Derrière ce succès, une réalité : les rencontres répétées entre Fadi Wazni et le putschiste au pouvoir. Les audiences accordées à huis clos ont pavé la voie à l’obtention du juteux programme d’alumine. Un tableau d’audiences, soigneusement dissimulé aux communiqués officiels, révèle la régularité de ces entretiens stratégiques. À chaque étape, une concession politique ou économique, jusqu’à l’accord final de mars 2024. L’eau avait déjà coulé sous le pont, et c’est ce fil invisible de tractations qui a permis un monopole total et un marché scellé au sommet.
Décembre 2023, une audience officieuse avec le putschiste pour faire « l’état des lieux minier » : en coulisse, un accord de principe sur la raffinerie.

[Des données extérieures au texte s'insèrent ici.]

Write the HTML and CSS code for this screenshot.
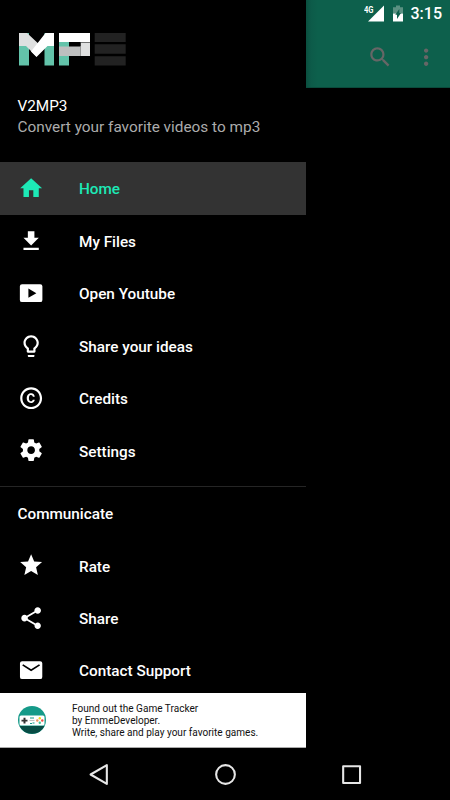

Mars 2024, une autre audience sous couvert de « partenariat industriel » : cette fois, la validation officielle du projet d’alumine tombe, scellant l’affaire. Ce carnet d’audience suffit à comprendre comment le nouveau baron de la bauxite a noué son destin industriel : non pas dans la poussière des mines de Boké, mais dans les bureaux feutrés du pouvoir.
Et c’est là que tout s’éclaire : ce n’est pas la Guinée qui tient ses mines, mais ses mines qui tiennent la Guinée.